SI CHIAMA «FUTURA» e ha tre zampe, ma non è un animale fantascientifico: la Caretta caretta salvata dal Centro di recupero era finita in un groviglio di nylon e corde; un arto ha dovuto esserle amputato. Animali marini appartenenti a centinaia di specie (anche uccelli) finiscono intrappolati nella plastica o danneggiati dalla sua ingestione.

GLI ECOSISTEMI MARINI e la loro biodiversità sono dunque fra le vittime di questo derivato dal petrolio indistruttibile eppure generalmente monouso; ogni anno, secondo un rapporto preparato per l’Unep-Programma delle Nazioni unite per l’ambiente (From Pollution to Solution: A global assessment of marine litter and plastic pollution del 2021), ne finiscono nei mari altri 8 milioni di tonnellate. Di questo passo, avvertiva la Ellen Mc Arthur Foundation, negli oceani la plastica supererà in peso i pesci.

DEL RESTO, SOLO L’1% del totale del materiale utilizzato viene raccolto per essere riciclato e solo il 9% lo è davvero. Mentre si moltiplicano le isole di rifiuti galleggianti, secondo i dati del Global plastic outlook pubblicato dall’Organizzazione per la cooperazione e lo sviluppo economico (Ocse), la produzione globale di plastica è raddoppiata dal 2000 al 2019. Il suo uso, in mancanza di un’azione urgente, potrebbe triplicare entro il 2060. Sempre più diffuse poi le microplastiche, particelle di grandezza inferiore ai 5 millimetri: costituiscono il 12% dei rifiuti dispersi nell’ambiente e presentano seri problemi per la salute umana.

LA PRIMA RICERCA GLOBALE sulla produzione di plastica, realizzata da alcune università con la collaborazione della Sea Education Association, pubblicata nel 2017 dalla rivista Science Advances stima che dal 1950, quando iniziarono la produzione e il consumo di massa, ne sarebbero stati prodotti oltre 9 miliardi di tonnellate. Un’industria globale che vale oltre 522 miliardi di dollari e fa gravi danni anche al clima: entro il 2050, le emissioni di gas serra associate alla produzione, all’uso e allo smaltimento della plastica potrebbero rappresentare il 15% delle emissioni di gas serra, sempre secondo l’Unep.

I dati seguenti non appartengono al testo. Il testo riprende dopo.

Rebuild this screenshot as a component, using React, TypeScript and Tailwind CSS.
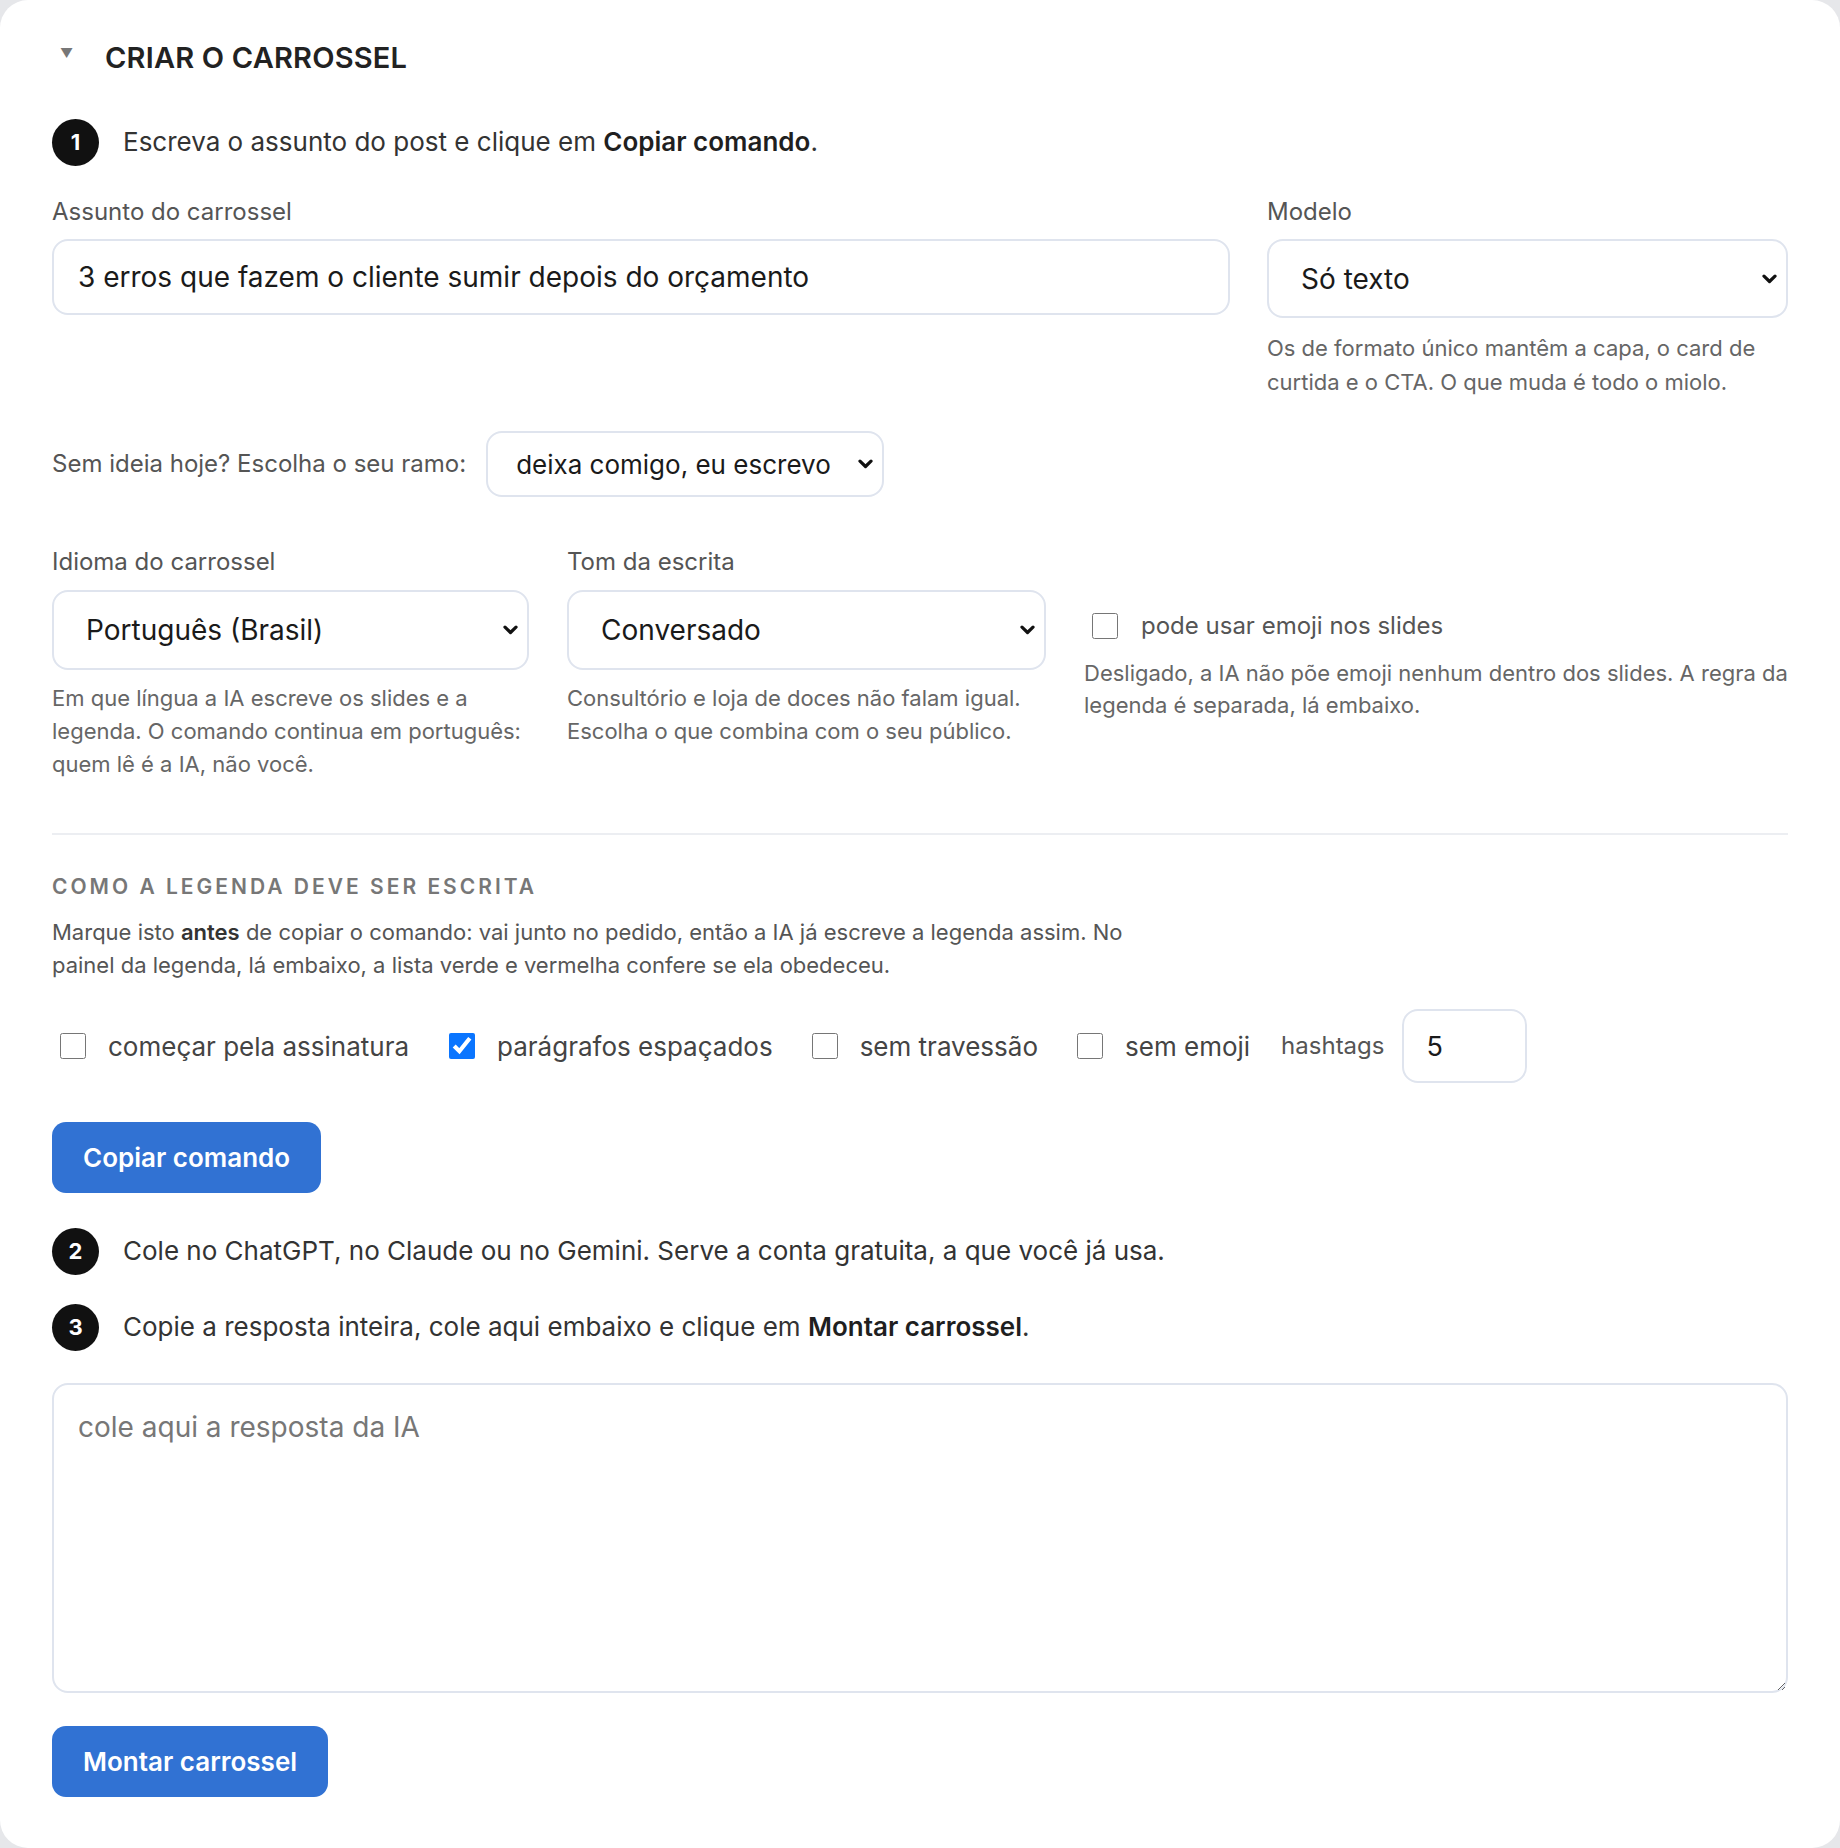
import React from 'react';

const StepBadge: React.FC<{ n: number }> = ({ n }) => (
  <span className="w-[47px] h-[47px] shrink-0 rounded-full bg-[#111111] text-white flex items-center justify-center text-[22px] font-bold">
    {n}
  </span>
);

const Step: React.FC<{ n: number; children: React.ReactNode }> = ({ n, children }) => (
  <div className="flex items-center gap-[24px]">
    <StepBadge n={n} />
    <p className="text-[26px] leading-[34px] text-[#333333] -mt-[2px]">{children}</p>
  </div>
);

const Check: React.FC<{ label: string; checked?: boolean; className?: string }> = ({ label, checked, className }) => (
  <label className={`flex items-center gap-[22px] ${className ?? ''}`}>
    <input type="checkbox" defaultChecked={checked} className="w-[26px] h-[26px] m-0 accent-[#0a75ff]" />
    <span>{label}</span>
  </label>
);

const fieldCls = 'w-full bg-white border-2 border-[#dfe4ee] rounded-[16px] text-[#1a1a1a] outline-none';

const Select: React.FC<{ value: string; className: string; wrap?: string }> = ({ value, className, wrap }) => (
  <div className={`relative ${wrap ?? ''}`}>
    <select className={`${fieldCls} appearance-none ${className}`} defaultValue={value}>
      <option value={value}>{value}</option>
    </select>
    <svg
      className="absolute right-[11px] top-1/2 -translate-y-1/2 w-[15px] h-[10px] pointer-events-none"
      viewBox="0 0 15 10"
      fill="none"
      stroke="#111111"
      strokeWidth="3.2"
      strokeLinecap="round"
      strokeLinejoin="round"
    >
      <path d="M2 2.2l5.5 5.3L13 2.2" />
    </svg>
  </div>
);

export default function App() {
  return (
    <div className="min-h-screen bg-[#e6e7ea] font-['Inter','Noto_Sans',sans-serif]">
      <div className="bg-white rounded-[28px] min-h-[1848px] px-[52px] pt-[41px] pb-[40px]">
        {/* cabeçalho */}
        <div className="flex items-center h-[34px]">
          <span className="w-[53px] pl-[8px] text-[13px] text-[#777777] -mt-[8px]">▼</span>
          <h2 className="text-[29px] font-semibold tracking-[0.2px] text-[#222222]">CRIAR O CARROSSEL</h2>
        </div>

        <div className="mt-[44px]">
          <Step n={1}>
            Escreva o assunto do post e clique em <b className="font-semibold text-[#1f1f1f]">Copiar comando</b>.
          </Step>
        </div>

        <div className="grid grid-cols-[1178px_1fr] gap-[37px] mt-[31px]">
          <div>
            <label className="block text-[24px] leading-[30px] text-[#555555]">Assunto do carrossel</label>
            <input
              className={`${fieldCls} mt-[12px] h-[76px] px-[24px] text-[28px]`}
              defaultValue="3 erros que fazem o cliente sumir depois do orçamento"
            />
          </div>
          <div>
            <label className="block text-[24px] leading-[30px] text-[#555555]">Modelo</label>
            <Select value="Só texto" wrap="mt-[12px]" className="h-[79px] pl-[32px] pr-[40px] text-[28px]" />
            <p className="mt-[13px] text-[22px] leading-[34px] text-[#666666]">
              Os de formato único mantêm a capa, o card de curtida e o CTA. O que muda é todo o miolo.
            </p>
          </div>
        </div>

        <div className="flex items-center gap-[20px] mt-[32px]">
          <span className="text-[24px] text-[#555555]">Sem ideia hoje? Escolha o seu ramo:</span>
          <Select value="deixa comigo, eu escrevo" wrap="w-[398px]" className="h-[66px] pl-[28px] pr-[40px] text-[26px]" />
        </div>

        <div className="grid grid-cols-[477px_479px_1fr] gap-[38px] mt-[50px]">
          <div>
            <label className="block text-[24px] leading-[30px] text-[#555555]">Idioma do carrossel</label>
            <Select value="Português (Brasil)" wrap="mt-[13px]" className="h-[80px] pl-[32px] pr-[40px] text-[28px]" />
            <p className="mt-[12px] text-[22px] leading-[33px] text-[#666666]">
              Em que língua a IA escreve os slides e a legenda. O comando continua em português: quem lê é a IA, não você.
            </p>
          </div>
          <div>
            <label className="block text-[24px] leading-[30px] text-[#555555]">Tom da escrita</label>
            <Select value="Conversado" wrap="mt-[13px]" className="h-[80px] pl-[32px] pr-[40px] text-[28px]" />
            <p className="mt-[12px] text-[22px] leading-[33px] text-[#666666]">
              Consultório e loja de doces não falam igual. Escolha o que combina com o seu público.
            </p>
          </div>
          <div className="pt-[64px]">
            <Check label="pode usar emoji nos slides" className="h-[30px] pl-[8px] !gap-[23px] text-[24px] text-[#555555]" />
            <p className="mt-[16px] text-[22px] leading-[32px] text-[#666666]">
              Desligado, a IA não põe emoji nenhum dentro dos slides. A regra da legenda é separada, lá embaixo.
            </p>
          </div>
        </div>

        <hr className="mt-[52px] border-0 border-t-2 border-[#eceef2]" />

        <h3 className="mt-[38px] text-[21px] leading-[28px] font-semibold tracking-[3px] text-[#777777]">
          COMO A LEGENDA DEVE SER ESCRITA
        </h3>
        <p className="mt-[15px] max-w-[1110px] text-[22px] leading-[33px] text-[#555555]">
          Marque isto <b className="font-semibold text-[#333333]">antes</b> de copiar o comando: vai junto no pedido, então a IA já escreve a legenda assim. No painel da legenda, lá embaixo, a lista verde e vermelha confere se ela obedeceu.
        </p>

        <div className="flex items-center mt-[27px] text-[26px] text-[#444444]">
          <Check label="começar pela assinatura" className="ml-[8px]" />
          <Check label="parágrafos espaçados" checked className="ml-[40px]" />
          <Check label="sem travessão" className="ml-[39px]" />
          <Check label="sem emoji" className="ml-[39px]" />
          <span className="ml-[31px] text-[24px] text-[#555555]">hashtags</span>
          <input className={`${fieldCls} !w-[125px] h-[74px] ml-[18px] px-[22px] text-[27px]`} defaultValue="5" />
        </div>

        <button className="mt-[39px] h-[71px] px-[31px] rounded-[14px] bg-[#3172d3] text-white text-[26px] font-semibold">
          Copiar comando
        </button>

        <div className="mt-[35px] flex flex-col gap-[29px]">
          <Step n={2}>Cole no ChatGPT, no Claude ou no Gemini. Serve a conta gratuita, a que você já usa.</Step>
          <Step n={3}>
            Copie a resposta inteira, cole aqui embaixo e clique em <b className="font-semibold text-[#1f1f1f]">Montar carrossel</b>.
          </Step>
        </div>

        <textarea
          className={`${fieldCls} block mt-[32px] h-[310px] px-[24px] py-[21px] text-[28px] placeholder:text-[#777777]`}
          placeholder="cole aqui a resposta da IA"
        />

        <button className="mt-[33px] h-[71px] px-[31px] rounded-[14px] bg-[#3172d3] text-white text-[26px] font-semibold">
          Montar carrossel
        </button>
      </div>
    </div>
  );
}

MA FINALMENTE, un trattato globale sulla plastica (Treaty on plastic pollution) è in via di definizione dopo che, il 2 marzo 2022, alla Quinta assemblea delle Nazioni unite per l’ambiente (Unea) a Nairobi, delegati da 175 nazioni hanno approvato una risoluzione per porre fine all’inquinamento da plastica e forgiare un trattato internazionale legalmente vincolante entro la fine del 2024. Un gruppo di paesi riunitisi nella Hac – High Ambition Coalition to End Plastic Pollution (ormai le coalizioni altamente ambizione all’Onu si sprecano), ha istituito un Comitato intergovernativo negoziale (Inc) che si è riunito a Punta del Este in Uruguay alla fine di novembre, alla presenza di 2300 delegati da 160 paesi. I lavori proseguiranno a Parigi nel maggio 2023.

LA CURA PER L’EPIDEMIA di plastica deve tenere conto della produzione, della progettazione e dello smaltimento. Una delle questioni su cui il trattato Onu intende maggiormente concentrarsi riguarda l’economia circolare, per evitare la dispersione nell’ambiente di quantità indicibili.

PRIMO TRATTATO AL MONDO su un materiale specifico (se si escludono quelli a uso bellico come le mine), il trattato globale sulla plastica è un obiettivo ambizioso e difficile da realizzare, soprattutto perché si tratta di regolamentare un ambito in cui si scontrano interessi molto diversi gli uni dagli altri, spesso addirittura contrapposti. Ad esempio, non è stata formalizzata una definizione comune del ciclo di vita della plastica. E quanto al concetto di economia circolare – formalmente condiviso nei negoziati –, non c’è consenso su quale sia il giusto rapporto fra il miglioramento dell’efficienza del ciclo di vita della plastica e la riduzione della sua produzione. Misura ben più drastica m assolutamente necessaria.